MATERIAL SUPPLIED -
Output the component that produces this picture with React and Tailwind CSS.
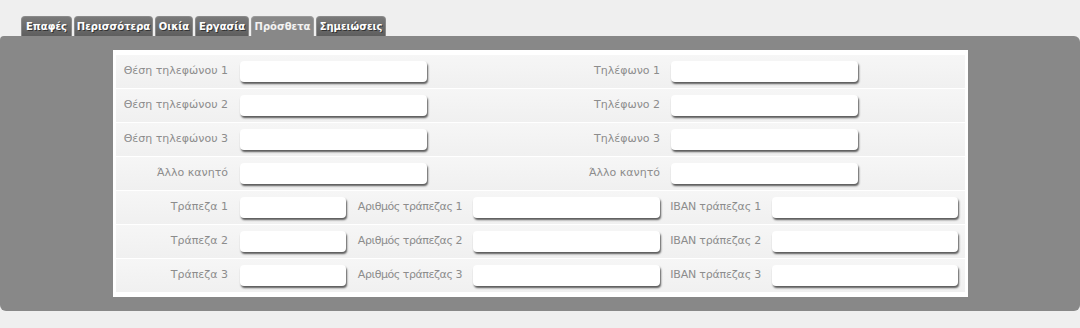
import React from "react";

const tabs = [
  ["Επαφές", "w-[51px]"],
  ["Περισσότερα", "w-[79px]"],
  ["Οικία", "w-[38px]"],
  ["Εργασία", "w-[54px]"],
  ["Πρόσθετα", "w-[63px]"],
  ["Σημειώσεις", "w-[70px]"],
];

function Input({ w }) {
  return (
    <div
      className={`${w} h-[21px] bg-white rounded-[4px] shadow-[1px_2px_2px_#5a5a5a]`}
    />
  );
}

function Label({ w, extra = "", children }) {
  return (
    <div className={`${w} ${extra} shrink-0 text-right text-[11px] text-[#8c8c8c] whitespace-nowrap`}>
      {children}
    </div>
  );
}

function RowA({ l1, l2 }) {
  return (
    <div className="h-[34px] flex items-center bg-[linear-gradient(#f6f6f6,#f0f0f0)] border-b border-white">
      <Label w="w-[112px]">{l1}</Label>
      <div className="w-[12px]" />
      <Input w="w-[187px]" />
      <Label w="w-[233px]">{l2}</Label>
      <div className="w-[11px]" />
      <Input w="w-[187px]" />
    </div>
  );
}

function RowB({ n }) {
  return (
    <div className="h-[34px] flex items-center bg-[linear-gradient(#f6f6f6,#f0f0f0)] border-b border-white">
      <Label w="w-[112px]">Τράπεζα {n}</Label>
      <div className="w-[12px]" />
      <Input w="w-[106px]" />
      <Label w="w-[116px]" extra="tracking-[-0.45px]">Αριθμός τράπεζας {n}</Label>
      <div className="w-[11px]" />
      <Input w="w-[187px]" />
      <Label w="w-[101px]" extra="tracking-[-0.2px]">IBAN τράπεζας {n}</Label>
      <div className="w-[11px]" />
      <Input w="w-[186px]" />
    </div>
  );
}

export default function App() {
  return (
    <div className="w-[1080px] h-[328px] bg-[#efefef] font-['DejaVu_Sans',sans-serif] pt-[16px]">
      <div className="flex gap-[2px] pl-[21px] h-[20px]">
        {tabs.map(([t, w]) => {
          const active = t === "Πρόσθετα";
          return (
            <div
              key={t}
              className={`${w} h-[20px] flex items-center justify-center rounded-t-[4px] text-[10px] font-bold whitespace-nowrap ${
                active
                  ? "bg-[#888888] text-[#f2f2f2] border border-b-0 border-[#9a9a9a]"
                  : "bg-[linear-gradient(#7a7a7a,#5e5e5e)] text-white border border-b-0 border-[#8a8a8a] [text-shadow:1px_1px_0_#333]"
              }`}
            >
              {t}
            </div>
          );
        })}
      </div>
      <div className="h-[275px] bg-[#888888] rounded-[6px] rounded-tl-[4px] pt-[14px]">
        <div className="ml-[113px] w-[855px] h-[247px] bg-white pt-[5px] px-[3px]">
          <RowA l1="Θέση τηλεφώνου 1" l2="Τηλέφωνο 1" />
          <RowA l1="Θέση τηλεφώνου 2" l2="Τηλέφωνο 2" />
          <RowA l1="Θέση τηλεφώνου 3" l2="Τηλέφωνο 3" />
          <RowA l1="Άλλο κανητό" l2="Άλλο κανητό" />
          <RowB n={1} />
          <RowB n={2} />
          <RowB n={3} />
        </div>
      </div>
    </div>
  );
}
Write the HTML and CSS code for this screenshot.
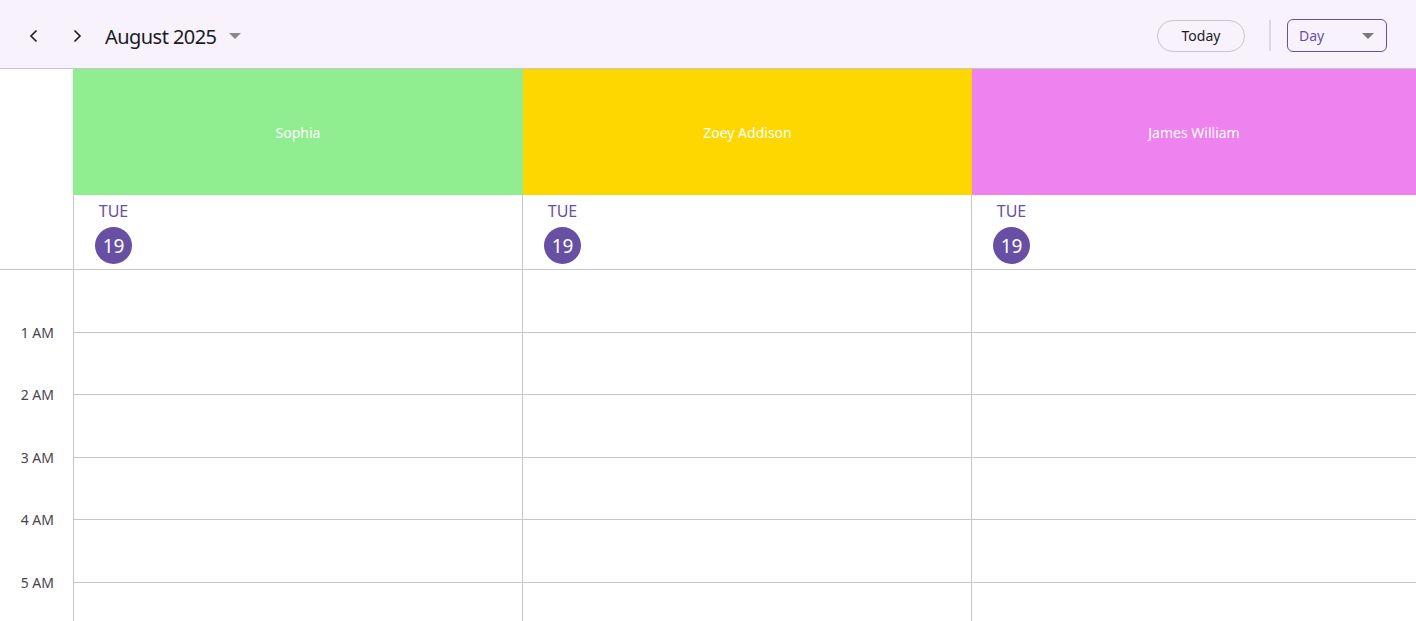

TASK BRIEF - Leave out the pictures and print every line of the data exactly.

WRITTEN RESPONSE -
Output the component that produces this picture with React and Tailwind CSS.
import React from "react";

const tabs = [
  ["Επαφές", "w-[51px]"],
  ["Περισσότερα", "w-[79px]"],
  ["Οικία", "w-[38px]"],
  ["Εργασία", "w-[54px]"],
  ["Πρόσθετα", "w-[63px]"],
  ["Σημειώσεις", "w-[70px]"],
];

function Input({ w }) {
  return (
    <div
      className={`${w} h-[21px] bg-white rounded-[4px] shadow-[1px_2px_2px_#5a5a5a]`}
    />
  );
}

function Label({ w, extra = "", children }) {
  return (
    <div className={`${w} ${extra} shrink-0 text-right text-[11px] text-[#8c8c8c] whitespace-nowrap`}>
      {children}
    </div>
  );
}

function RowA({ l1, l2 }) {
  return (
    <div className="h-[34px] flex items-center bg-[linear-gradient(#f6f6f6,#f0f0f0)] border-b border-white">
      <Label w="w-[112px]">{l1}</Label>
      <div className="w-[12px]" />
      <Input w="w-[187px]" />
      <Label w="w-[233px]">{l2}</Label>
      <div className="w-[11px]" />
      <Input w="w-[187px]" />
    </div>
  );
}

function RowB({ n }) {
  return (
    <div className="h-[34px] flex items-center bg-[linear-gradient(#f6f6f6,#f0f0f0)] border-b border-white">
      <Label w="w-[112px]">Τράπεζα {n}</Label>
      <div className="w-[12px]" />
      <Input w="w-[106px]" />
      <Label w="w-[116px]" extra="tracking-[-0.45px]">Αριθμός τράπεζας {n}</Label>
      <div className="w-[11px]" />
      <Input w="w-[187px]" />
      <Label w="w-[101px]" extra="tracking-[-0.2px]">IBAN τράπεζας {n}</Label>
      <div className="w-[11px]" />
      <Input w="w-[186px]" />
    </div>
  );
}

export default function App() {
  return (
    <div className="w-[1080px] h-[328px] bg-[#efefef] font-['DejaVu_Sans',sans-serif] pt-[16px]">
      <div className="flex gap-[2px] pl-[21px] h-[20px]">
        {tabs.map(([t, w]) => {
          const active = t === "Πρόσθετα";
          return (
            <div
              key={t}
              className={`${w} h-[20px] flex items-center justify-center rounded-t-[4px] text-[10px] font-bold whitespace-nowrap ${
                active
                  ? "bg-[#888888] text-[#f2f2f2] border border-b-0 border-[#9a9a9a]"
                  : "bg-[linear-gradient(#7a7a7a,#5e5e5e)] text-white border border-b-0 border-[#8a8a8a] [text-shadow:1px_1px_0_#333]"
              }`}
            >
              {t}
            </div>
          );
        })}
      </div>
      <div className="h-[275px] bg-[#888888] rounded-[6px] rounded-tl-[4px] pt-[14px]">
        <div className="ml-[113px] w-[855px] h-[247px] bg-white pt-[5px] px-[3px]">
          <RowA l1="Θέση τηλεφώνου 1" l2="Τηλέφωνο 1" />
          <RowA l1="Θέση τηλεφώνου 2" l2="Τηλέφωνο 2" />
          <RowA l1="Θέση τηλεφώνου 3" l2="Τηλέφωνο 3" />
          <RowA l1="Άλλο κανητό" l2="Άλλο κανητό" />
          <RowB n={1} />
          <RowB n={2} />
          <RowB n={3} />
        </div>
      </div>
    </div>
  );
}
Write the HTML and CSS code for this screenshot.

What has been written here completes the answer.